■ Your task
Each line below should be quoted exactly, please.

■ Data excerpt

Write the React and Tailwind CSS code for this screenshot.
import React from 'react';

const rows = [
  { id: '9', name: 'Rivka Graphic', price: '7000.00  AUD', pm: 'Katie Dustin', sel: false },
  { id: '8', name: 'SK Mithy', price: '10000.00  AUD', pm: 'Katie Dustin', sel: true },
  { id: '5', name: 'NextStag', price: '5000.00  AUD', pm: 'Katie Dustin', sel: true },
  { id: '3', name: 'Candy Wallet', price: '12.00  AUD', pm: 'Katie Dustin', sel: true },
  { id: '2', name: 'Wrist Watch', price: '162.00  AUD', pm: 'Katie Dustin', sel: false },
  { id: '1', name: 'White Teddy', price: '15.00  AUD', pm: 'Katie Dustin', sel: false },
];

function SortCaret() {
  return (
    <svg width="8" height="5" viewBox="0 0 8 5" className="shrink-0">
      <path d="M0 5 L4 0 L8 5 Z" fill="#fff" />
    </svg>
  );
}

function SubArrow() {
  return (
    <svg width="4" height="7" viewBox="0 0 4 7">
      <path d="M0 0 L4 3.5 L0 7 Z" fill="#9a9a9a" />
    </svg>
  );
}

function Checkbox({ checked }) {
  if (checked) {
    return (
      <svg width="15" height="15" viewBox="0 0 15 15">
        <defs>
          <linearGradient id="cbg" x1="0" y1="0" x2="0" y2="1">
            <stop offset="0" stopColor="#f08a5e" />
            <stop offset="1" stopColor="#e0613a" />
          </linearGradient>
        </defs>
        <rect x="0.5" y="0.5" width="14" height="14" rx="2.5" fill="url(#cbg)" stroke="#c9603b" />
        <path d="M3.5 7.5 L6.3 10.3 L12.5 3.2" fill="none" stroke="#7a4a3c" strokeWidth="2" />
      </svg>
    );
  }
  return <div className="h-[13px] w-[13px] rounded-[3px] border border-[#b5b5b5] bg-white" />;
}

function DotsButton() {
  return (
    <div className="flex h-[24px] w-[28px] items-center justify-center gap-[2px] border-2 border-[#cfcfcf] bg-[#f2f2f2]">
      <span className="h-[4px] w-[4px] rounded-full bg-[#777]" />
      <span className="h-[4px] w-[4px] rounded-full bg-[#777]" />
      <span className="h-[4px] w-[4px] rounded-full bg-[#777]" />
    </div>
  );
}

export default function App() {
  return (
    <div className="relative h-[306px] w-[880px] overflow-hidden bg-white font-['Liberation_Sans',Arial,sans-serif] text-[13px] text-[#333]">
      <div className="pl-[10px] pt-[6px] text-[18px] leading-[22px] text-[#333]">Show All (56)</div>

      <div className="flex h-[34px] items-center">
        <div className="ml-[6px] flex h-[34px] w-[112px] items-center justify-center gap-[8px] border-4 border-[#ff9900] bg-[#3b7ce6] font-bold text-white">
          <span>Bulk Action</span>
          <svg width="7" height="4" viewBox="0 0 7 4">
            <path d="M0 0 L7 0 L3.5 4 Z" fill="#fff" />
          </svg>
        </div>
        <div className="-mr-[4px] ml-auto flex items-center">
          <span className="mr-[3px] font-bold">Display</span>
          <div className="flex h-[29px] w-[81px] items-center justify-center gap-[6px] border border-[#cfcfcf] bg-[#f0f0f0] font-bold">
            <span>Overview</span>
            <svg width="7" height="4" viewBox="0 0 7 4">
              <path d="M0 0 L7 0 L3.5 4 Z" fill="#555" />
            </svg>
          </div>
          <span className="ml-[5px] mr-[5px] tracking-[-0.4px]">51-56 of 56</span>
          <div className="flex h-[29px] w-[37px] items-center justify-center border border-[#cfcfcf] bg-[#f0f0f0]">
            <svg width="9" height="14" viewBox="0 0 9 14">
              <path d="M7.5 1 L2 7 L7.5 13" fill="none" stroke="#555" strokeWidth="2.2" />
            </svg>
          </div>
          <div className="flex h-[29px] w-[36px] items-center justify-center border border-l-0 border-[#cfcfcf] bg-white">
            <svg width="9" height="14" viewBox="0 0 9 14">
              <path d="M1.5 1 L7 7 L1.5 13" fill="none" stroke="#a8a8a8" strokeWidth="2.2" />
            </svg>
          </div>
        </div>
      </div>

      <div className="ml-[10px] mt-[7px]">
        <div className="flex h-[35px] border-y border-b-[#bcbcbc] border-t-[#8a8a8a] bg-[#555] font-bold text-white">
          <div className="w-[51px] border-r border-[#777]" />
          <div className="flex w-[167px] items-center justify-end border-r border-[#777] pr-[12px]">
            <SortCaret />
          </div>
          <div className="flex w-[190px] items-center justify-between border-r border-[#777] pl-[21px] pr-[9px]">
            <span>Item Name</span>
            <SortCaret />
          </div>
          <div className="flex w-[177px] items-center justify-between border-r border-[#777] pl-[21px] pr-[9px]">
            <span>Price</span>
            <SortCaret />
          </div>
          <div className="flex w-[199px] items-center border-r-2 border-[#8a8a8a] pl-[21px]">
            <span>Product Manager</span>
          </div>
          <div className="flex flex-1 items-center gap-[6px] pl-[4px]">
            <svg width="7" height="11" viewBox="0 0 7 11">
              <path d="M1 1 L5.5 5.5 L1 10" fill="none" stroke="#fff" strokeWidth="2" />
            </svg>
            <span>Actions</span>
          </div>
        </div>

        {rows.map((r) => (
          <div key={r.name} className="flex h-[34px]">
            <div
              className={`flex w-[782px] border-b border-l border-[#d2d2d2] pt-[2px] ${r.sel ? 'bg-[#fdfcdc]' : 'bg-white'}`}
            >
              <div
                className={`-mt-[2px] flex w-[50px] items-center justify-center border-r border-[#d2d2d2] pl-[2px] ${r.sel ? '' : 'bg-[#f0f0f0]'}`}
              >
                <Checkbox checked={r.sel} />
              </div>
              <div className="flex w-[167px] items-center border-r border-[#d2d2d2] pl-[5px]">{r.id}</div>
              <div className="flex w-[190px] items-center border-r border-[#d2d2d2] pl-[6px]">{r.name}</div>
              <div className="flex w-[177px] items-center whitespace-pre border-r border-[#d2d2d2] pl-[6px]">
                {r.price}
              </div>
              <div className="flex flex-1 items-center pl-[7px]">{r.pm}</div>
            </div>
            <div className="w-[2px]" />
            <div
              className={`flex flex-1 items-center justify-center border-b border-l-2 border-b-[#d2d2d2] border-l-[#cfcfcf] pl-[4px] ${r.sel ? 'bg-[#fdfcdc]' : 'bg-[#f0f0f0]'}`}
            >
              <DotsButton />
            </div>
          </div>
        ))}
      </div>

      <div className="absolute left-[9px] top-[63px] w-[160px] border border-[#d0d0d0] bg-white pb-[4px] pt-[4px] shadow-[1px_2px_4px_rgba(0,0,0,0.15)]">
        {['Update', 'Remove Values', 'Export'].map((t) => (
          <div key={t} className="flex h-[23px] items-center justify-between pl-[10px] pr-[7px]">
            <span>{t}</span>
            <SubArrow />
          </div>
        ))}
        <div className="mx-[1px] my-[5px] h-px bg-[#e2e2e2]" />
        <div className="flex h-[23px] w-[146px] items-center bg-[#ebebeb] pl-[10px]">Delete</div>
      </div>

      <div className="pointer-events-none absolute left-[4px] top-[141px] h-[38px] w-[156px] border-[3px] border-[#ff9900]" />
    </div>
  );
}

■ Problem solution
Write the React and Tailwind CSS code for this screenshot.
import React from 'react';

const rows = [
  { id: '9', name: 'Rivka Graphic', price: '7000.00  AUD', pm: 'Katie Dustin', sel: false },
  { id: '8', name: 'SK Mithy', price: '10000.00  AUD', pm: 'Katie Dustin', sel: true },
  { id: '5', name: 'NextStag', price: '5000.00  AUD', pm: 'Katie Dustin', sel: true },
  { id: '3', name: 'Candy Wallet', price: '12.00  AUD', pm: 'Katie Dustin', sel: true },
  { id: '2', name: 'Wrist Watch', price: '162.00  AUD', pm: 'Katie Dustin', sel: false },
  { id: '1', name: 'White Teddy', price: '15.00  AUD', pm: 'Katie Dustin', sel: false },
];

function SortCaret() {
  return (
    <svg width="8" height="5" viewBox="0 0 8 5" className="shrink-0">
      <path d="M0 5 L4 0 L8 5 Z" fill="#fff" />
    </svg>
  );
}

function SubArrow() {
  return (
    <svg width="4" height="7" viewBox="0 0 4 7">
      <path d="M0 0 L4 3.5 L0 7 Z" fill="#9a9a9a" />
    </svg>
  );
}

function Checkbox({ checked }) {
  if (checked) {
    return (
      <svg width="15" height="15" viewBox="0 0 15 15">
        <defs>
          <linearGradient id="cbg" x1="0" y1="0" x2="0" y2="1">
            <stop offset="0" stopColor="#f08a5e" />
            <stop offset="1" stopColor="#e0613a" />
          </linearGradient>
        </defs>
        <rect x="0.5" y="0.5" width="14" height="14" rx="2.5" fill="url(#cbg)" stroke="#c9603b" />
        <path d="M3.5 7.5 L6.3 10.3 L12.5 3.2" fill="none" stroke="#7a4a3c" strokeWidth="2" />
      </svg>
    );
  }
  return <div className="h-[13px] w-[13px] rounded-[3px] border border-[#b5b5b5] bg-white" />;
}

function DotsButton() {
  return (
    <div className="flex h-[24px] w-[28px] items-center justify-center gap-[2px] border-2 border-[#cfcfcf] bg-[#f2f2f2]">
      <span className="h-[4px] w-[4px] rounded-full bg-[#777]" />
      <span className="h-[4px] w-[4px] rounded-full bg-[#777]" />
      <span className="h-[4px] w-[4px] rounded-full bg-[#777]" />
    </div>
  );
}

export default function App() {
  return (
    <div className="relative h-[306px] w-[880px] overflow-hidden bg-white font-['Liberation_Sans',Arial,sans-serif] text-[13px] text-[#333]">
      <div className="pl-[10px] pt-[6px] text-[18px] leading-[22px] text-[#333]">Show All (56)</div>

      <div className="flex h-[34px] items-center">
        <div className="ml-[6px] flex h-[34px] w-[112px] items-center justify-center gap-[8px] border-4 border-[#ff9900] bg-[#3b7ce6] font-bold text-white">
          <span>Bulk Action</span>
          <svg width="7" height="4" viewBox="0 0 7 4">
            <path d="M0 0 L7 0 L3.5 4 Z" fill="#fff" />
          </svg>
        </div>
        <div className="-mr-[4px] ml-auto flex items-center">
          <span className="mr-[3px] font-bold">Display</span>
          <div className="flex h-[29px] w-[81px] items-center justify-center gap-[6px] border border-[#cfcfcf] bg-[#f0f0f0] font-bold">
            <span>Overview</span>
            <svg width="7" height="4" viewBox="0 0 7 4">
              <path d="M0 0 L7 0 L3.5 4 Z" fill="#555" />
            </svg>
          </div>
          <span className="ml-[5px] mr-[5px] tracking-[-0.4px]">51-56 of 56</span>
          <div className="flex h-[29px] w-[37px] items-center justify-center border border-[#cfcfcf] bg-[#f0f0f0]">
            <svg width="9" height="14" viewBox="0 0 9 14">
              <path d="M7.5 1 L2 7 L7.5 13" fill="none" stroke="#555" strokeWidth="2.2" />
            </svg>
          </div>
          <div className="flex h-[29px] w-[36px] items-center justify-center border border-l-0 border-[#cfcfcf] bg-white">
            <svg width="9" height="14" viewBox="0 0 9 14">
              <path d="M1.5 1 L7 7 L1.5 13" fill="none" stroke="#a8a8a8" strokeWidth="2.2" />
            </svg>
          </div>
        </div>
      </div>

      <div className="ml-[10px] mt-[7px]">
        <div className="flex h-[35px] border-y border-b-[#bcbcbc] border-t-[#8a8a8a] bg-[#555] font-bold text-white">
          <div className="w-[51px] border-r border-[#777]" />
          <div className="flex w-[167px] items-center justify-end border-r border-[#777] pr-[12px]">
            <SortCaret />
          </div>
          <div className="flex w-[190px] items-center justify-between border-r border-[#777] pl-[21px] pr-[9px]">
            <span>Item Name</span>
            <SortCaret />
          </div>
          <div className="flex w-[177px] items-center justify-between border-r border-[#777] pl-[21px] pr-[9px]">
            <span>Price</span>
            <SortCaret />
          </div>
          <div className="flex w-[199px] items-center border-r-2 border-[#8a8a8a] pl-[21px]">
            <span>Product Manager</span>
          </div>
          <div className="flex flex-1 items-center gap-[6px] pl-[4px]">
            <svg width="7" height="11" viewBox="0 0 7 11">
              <path d="M1 1 L5.5 5.5 L1 10" fill="none" stroke="#fff" strokeWidth="2" />
            </svg>
            <span>Actions</span>
          </div>
        </div>

        {rows.map((r) => (
          <div key={r.name} className="flex h-[34px]">
            <div
              className={`flex w-[782px] border-b border-l border-[#d2d2d2] pt-[2px] ${r.sel ? 'bg-[#fdfcdc]' : 'bg-white'}`}
            >
              <div
                className={`-mt-[2px] flex w-[50px] items-center justify-center border-r border-[#d2d2d2] pl-[2px] ${r.sel ? '' : 'bg-[#f0f0f0]'}`}
              >
                <Checkbox checked={r.sel} />
              </div>
              <div className="flex w-[167px] items-center border-r border-[#d2d2d2] pl-[5px]">{r.id}</div>
              <div className="flex w-[190px] items-center border-r border-[#d2d2d2] pl-[6px]">{r.name}</div>
              <div className="flex w-[177px] items-center whitespace-pre border-r border-[#d2d2d2] pl-[6px]">
                {r.price}
              </div>
              <div className="flex flex-1 items-center pl-[7px]">{r.pm}</div>
            </div>
            <div className="w-[2px]" />
            <div
              className={`flex flex-1 items-center justify-center border-b border-l-2 border-b-[#d2d2d2] border-l-[#cfcfcf] pl-[4px] ${r.sel ? 'bg-[#fdfcdc]' : 'bg-[#f0f0f0]'}`}
            >
              <DotsButton />
            </div>
          </div>
        ))}
      </div>

      <div className="absolute left-[9px] top-[63px] w-[160px] border border-[#d0d0d0] bg-white pb-[4px] pt-[4px] shadow-[1px_2px_4px_rgba(0,0,0,0.15)]">
        {['Update', 'Remove Values', 'Export'].map((t) => (
          <div key={t} className="flex h-[23px] items-center justify-between pl-[10px] pr-[7px]">
            <span>{t}</span>
            <SubArrow />
          </div>
        ))}
        <div className="mx-[1px] my-[5px] h-px bg-[#e2e2e2]" />
        <div className="flex h-[23px] w-[146px] items-center bg-[#ebebeb] pl-[10px]">Delete</div>
      </div>

      <div className="pointer-events-none absolute left-[4px] top-[141px] h-[38px] w-[156px] border-[3px] border-[#ff9900]" />
    </div>
  );
}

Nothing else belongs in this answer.